Work to be completed:
Locate the lines that hold the string "with". Copy every such line.

Record list:
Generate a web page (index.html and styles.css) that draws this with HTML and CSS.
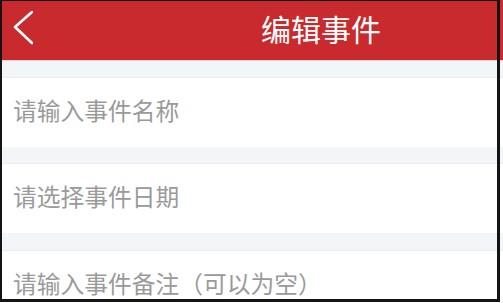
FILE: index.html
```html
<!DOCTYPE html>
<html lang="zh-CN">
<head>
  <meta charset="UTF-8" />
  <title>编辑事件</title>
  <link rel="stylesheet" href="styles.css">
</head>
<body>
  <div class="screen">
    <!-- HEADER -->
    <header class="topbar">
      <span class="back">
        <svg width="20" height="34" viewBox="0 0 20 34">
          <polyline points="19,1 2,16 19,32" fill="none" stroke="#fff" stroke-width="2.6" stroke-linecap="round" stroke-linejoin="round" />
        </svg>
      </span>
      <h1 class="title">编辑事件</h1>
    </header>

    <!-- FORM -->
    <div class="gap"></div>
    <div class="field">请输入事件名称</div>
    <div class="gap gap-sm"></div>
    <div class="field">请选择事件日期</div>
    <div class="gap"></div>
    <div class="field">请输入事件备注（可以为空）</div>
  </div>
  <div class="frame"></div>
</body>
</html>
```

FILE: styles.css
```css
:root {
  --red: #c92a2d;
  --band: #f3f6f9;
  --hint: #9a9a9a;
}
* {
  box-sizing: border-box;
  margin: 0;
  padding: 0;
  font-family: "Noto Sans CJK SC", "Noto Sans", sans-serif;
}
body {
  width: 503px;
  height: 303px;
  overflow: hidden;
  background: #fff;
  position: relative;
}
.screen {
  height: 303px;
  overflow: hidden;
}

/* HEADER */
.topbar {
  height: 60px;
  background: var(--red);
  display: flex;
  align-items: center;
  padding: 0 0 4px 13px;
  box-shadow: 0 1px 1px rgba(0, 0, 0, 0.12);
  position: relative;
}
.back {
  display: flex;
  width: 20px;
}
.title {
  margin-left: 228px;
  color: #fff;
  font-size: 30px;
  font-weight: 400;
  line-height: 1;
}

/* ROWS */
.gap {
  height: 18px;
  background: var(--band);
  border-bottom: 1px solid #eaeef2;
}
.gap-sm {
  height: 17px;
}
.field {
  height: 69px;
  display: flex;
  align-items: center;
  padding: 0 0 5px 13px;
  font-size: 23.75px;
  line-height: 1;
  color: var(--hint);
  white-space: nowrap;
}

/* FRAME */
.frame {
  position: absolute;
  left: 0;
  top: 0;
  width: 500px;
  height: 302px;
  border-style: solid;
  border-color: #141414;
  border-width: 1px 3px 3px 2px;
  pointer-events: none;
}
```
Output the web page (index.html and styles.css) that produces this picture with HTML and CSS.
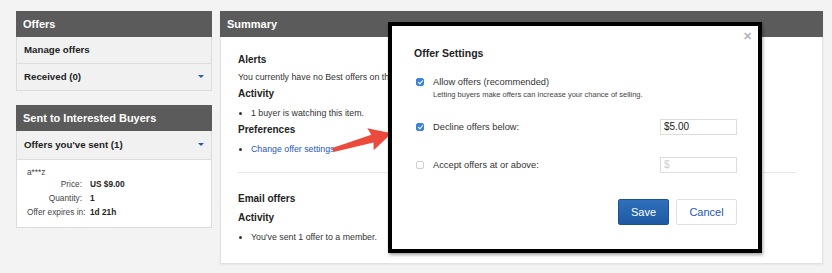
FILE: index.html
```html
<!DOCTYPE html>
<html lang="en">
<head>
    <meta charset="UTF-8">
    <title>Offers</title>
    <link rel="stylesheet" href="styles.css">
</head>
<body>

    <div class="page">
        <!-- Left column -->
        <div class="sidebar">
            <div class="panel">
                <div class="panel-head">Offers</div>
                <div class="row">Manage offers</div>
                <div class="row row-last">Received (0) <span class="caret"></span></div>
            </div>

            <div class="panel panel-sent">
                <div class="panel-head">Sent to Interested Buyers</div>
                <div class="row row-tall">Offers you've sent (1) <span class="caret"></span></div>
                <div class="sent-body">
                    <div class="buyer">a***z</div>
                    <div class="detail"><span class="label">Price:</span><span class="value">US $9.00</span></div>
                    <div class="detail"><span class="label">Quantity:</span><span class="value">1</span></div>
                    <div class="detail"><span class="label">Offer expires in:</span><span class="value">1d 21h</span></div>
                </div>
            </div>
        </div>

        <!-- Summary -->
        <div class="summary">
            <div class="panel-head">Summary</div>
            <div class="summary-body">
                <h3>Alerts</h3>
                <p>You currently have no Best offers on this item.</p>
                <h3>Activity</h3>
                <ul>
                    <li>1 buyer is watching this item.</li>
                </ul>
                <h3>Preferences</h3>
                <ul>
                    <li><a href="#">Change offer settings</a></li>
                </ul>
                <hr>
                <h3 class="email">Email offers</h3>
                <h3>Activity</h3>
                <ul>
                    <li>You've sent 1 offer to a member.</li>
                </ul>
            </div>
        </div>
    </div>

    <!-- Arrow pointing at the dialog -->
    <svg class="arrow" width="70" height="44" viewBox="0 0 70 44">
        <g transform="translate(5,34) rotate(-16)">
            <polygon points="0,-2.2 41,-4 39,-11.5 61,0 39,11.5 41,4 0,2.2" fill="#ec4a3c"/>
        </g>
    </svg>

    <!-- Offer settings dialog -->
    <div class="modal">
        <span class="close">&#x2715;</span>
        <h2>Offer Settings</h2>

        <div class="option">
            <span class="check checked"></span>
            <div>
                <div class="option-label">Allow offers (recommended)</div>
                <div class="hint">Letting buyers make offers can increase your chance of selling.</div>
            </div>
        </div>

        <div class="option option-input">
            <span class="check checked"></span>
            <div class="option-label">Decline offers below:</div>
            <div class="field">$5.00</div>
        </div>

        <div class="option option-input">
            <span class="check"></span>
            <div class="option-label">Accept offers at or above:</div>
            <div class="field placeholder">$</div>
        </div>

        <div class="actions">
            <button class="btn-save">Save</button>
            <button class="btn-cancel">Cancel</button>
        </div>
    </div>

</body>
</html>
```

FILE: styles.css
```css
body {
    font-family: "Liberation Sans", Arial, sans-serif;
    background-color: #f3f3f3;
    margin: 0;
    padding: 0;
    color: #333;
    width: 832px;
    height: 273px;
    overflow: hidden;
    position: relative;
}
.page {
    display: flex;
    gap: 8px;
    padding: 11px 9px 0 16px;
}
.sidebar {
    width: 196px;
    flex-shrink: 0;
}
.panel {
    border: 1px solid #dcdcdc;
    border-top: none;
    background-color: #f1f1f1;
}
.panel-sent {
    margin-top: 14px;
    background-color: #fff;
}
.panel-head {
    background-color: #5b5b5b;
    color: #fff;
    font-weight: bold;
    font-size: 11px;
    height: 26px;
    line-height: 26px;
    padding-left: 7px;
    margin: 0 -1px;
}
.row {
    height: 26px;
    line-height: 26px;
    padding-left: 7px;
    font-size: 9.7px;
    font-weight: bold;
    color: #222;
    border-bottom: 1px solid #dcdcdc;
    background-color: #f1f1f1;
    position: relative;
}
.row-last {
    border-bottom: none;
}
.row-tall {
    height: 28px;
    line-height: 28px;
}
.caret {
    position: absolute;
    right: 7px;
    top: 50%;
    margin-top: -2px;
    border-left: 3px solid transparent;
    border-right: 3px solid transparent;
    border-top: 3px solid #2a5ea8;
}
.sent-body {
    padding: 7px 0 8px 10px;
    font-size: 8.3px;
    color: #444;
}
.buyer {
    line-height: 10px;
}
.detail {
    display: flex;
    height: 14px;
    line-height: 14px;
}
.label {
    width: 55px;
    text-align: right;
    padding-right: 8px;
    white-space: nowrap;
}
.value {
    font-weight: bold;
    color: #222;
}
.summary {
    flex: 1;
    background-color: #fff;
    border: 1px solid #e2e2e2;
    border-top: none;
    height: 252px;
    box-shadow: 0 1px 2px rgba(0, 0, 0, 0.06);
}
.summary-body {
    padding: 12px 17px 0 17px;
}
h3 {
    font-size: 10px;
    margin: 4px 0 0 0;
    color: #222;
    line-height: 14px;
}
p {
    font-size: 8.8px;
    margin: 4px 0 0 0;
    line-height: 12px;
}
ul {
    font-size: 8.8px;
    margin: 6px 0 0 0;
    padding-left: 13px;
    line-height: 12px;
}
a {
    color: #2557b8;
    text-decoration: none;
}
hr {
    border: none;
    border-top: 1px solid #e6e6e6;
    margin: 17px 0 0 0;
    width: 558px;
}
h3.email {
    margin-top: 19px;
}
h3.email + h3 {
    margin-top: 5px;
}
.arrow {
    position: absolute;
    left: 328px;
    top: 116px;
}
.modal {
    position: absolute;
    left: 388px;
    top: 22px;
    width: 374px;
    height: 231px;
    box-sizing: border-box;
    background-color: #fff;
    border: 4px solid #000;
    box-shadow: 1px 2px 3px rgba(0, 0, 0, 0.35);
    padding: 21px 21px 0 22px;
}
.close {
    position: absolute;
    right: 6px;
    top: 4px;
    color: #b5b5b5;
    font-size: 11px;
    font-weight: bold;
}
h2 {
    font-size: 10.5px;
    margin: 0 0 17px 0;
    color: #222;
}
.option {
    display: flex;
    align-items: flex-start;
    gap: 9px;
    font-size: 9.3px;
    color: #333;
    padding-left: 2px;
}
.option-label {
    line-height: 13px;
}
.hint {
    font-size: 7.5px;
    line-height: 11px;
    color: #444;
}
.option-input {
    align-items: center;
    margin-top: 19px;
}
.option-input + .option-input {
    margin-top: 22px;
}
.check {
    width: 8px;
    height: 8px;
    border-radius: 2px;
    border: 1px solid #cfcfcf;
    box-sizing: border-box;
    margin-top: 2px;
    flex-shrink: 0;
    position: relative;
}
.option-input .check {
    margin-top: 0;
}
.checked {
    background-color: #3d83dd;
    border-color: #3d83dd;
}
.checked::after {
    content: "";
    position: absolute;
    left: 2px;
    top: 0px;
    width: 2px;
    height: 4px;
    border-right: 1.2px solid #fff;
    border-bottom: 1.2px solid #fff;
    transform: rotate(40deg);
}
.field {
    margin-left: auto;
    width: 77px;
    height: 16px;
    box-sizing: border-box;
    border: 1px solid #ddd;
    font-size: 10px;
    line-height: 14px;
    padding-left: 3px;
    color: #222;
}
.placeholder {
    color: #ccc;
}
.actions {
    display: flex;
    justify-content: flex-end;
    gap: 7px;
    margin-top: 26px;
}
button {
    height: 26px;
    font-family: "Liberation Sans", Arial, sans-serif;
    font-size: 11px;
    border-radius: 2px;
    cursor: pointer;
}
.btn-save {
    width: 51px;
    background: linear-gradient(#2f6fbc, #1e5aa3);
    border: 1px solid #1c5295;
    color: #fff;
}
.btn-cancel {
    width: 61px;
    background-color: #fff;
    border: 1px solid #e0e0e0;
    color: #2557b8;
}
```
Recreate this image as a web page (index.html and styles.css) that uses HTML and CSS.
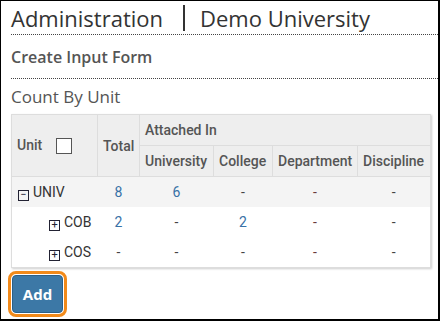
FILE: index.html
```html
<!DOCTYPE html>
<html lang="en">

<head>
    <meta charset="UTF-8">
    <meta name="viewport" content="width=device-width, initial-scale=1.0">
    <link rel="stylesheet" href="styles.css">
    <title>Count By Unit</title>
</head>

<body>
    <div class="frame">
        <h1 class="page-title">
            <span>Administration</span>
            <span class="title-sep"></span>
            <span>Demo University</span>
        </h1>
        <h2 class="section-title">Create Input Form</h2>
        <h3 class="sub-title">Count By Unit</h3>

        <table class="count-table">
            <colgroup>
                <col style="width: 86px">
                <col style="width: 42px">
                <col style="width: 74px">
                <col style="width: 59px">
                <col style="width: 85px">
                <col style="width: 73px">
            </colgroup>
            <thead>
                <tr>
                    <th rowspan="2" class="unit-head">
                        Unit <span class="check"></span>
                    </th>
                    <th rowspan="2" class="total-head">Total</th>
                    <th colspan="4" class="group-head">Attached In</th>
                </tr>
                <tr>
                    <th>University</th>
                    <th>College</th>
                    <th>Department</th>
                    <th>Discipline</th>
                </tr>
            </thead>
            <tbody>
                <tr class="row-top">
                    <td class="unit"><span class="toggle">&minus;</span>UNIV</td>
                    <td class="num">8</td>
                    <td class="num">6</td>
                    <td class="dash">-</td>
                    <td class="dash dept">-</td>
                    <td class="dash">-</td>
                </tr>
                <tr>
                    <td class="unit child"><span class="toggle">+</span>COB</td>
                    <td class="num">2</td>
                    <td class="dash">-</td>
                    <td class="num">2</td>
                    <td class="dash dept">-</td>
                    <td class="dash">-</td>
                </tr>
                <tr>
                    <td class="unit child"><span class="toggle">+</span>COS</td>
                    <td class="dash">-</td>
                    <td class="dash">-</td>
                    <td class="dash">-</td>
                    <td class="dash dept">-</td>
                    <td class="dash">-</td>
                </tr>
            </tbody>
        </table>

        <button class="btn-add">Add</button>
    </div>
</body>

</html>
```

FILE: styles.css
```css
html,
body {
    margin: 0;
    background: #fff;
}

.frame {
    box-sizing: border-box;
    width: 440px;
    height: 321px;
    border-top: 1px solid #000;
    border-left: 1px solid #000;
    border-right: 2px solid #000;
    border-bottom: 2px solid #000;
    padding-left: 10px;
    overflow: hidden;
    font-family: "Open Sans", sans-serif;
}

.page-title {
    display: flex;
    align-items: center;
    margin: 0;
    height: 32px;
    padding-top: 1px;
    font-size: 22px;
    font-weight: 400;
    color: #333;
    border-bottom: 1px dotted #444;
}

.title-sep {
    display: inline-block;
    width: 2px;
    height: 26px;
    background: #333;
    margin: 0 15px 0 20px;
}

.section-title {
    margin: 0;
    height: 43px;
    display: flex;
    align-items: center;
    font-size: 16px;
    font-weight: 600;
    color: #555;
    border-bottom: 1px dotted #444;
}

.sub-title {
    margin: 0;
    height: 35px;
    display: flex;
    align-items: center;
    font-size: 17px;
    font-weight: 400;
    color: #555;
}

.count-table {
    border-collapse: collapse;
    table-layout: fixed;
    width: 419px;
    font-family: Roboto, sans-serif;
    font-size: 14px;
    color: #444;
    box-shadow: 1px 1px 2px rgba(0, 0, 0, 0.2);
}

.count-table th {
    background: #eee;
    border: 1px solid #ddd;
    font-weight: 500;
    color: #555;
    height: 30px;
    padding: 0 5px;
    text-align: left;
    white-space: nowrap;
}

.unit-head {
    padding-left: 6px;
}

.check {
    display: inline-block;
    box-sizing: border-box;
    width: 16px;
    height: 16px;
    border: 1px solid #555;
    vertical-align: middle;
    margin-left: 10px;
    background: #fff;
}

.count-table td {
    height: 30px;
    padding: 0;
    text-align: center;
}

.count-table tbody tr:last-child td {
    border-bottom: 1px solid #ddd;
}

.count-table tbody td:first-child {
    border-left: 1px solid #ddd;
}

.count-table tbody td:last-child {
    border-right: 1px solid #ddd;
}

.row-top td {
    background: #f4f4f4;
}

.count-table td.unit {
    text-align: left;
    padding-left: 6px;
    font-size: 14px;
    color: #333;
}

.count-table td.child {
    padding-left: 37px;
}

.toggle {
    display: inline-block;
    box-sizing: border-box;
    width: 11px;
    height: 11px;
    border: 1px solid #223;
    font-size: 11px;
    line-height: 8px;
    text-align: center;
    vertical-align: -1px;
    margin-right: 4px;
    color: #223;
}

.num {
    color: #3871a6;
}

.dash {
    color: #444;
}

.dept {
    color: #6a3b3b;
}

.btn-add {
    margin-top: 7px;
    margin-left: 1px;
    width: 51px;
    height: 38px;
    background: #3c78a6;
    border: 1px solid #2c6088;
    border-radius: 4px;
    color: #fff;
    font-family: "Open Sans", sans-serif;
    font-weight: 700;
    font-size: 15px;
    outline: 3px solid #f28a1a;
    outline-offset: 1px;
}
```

Response to the exercise:
Generate a web page (index.html and styles.css) that draws this with HTML and CSS.
Output the web page (index.html and styles.css) that produces this picture with HTML and CSS.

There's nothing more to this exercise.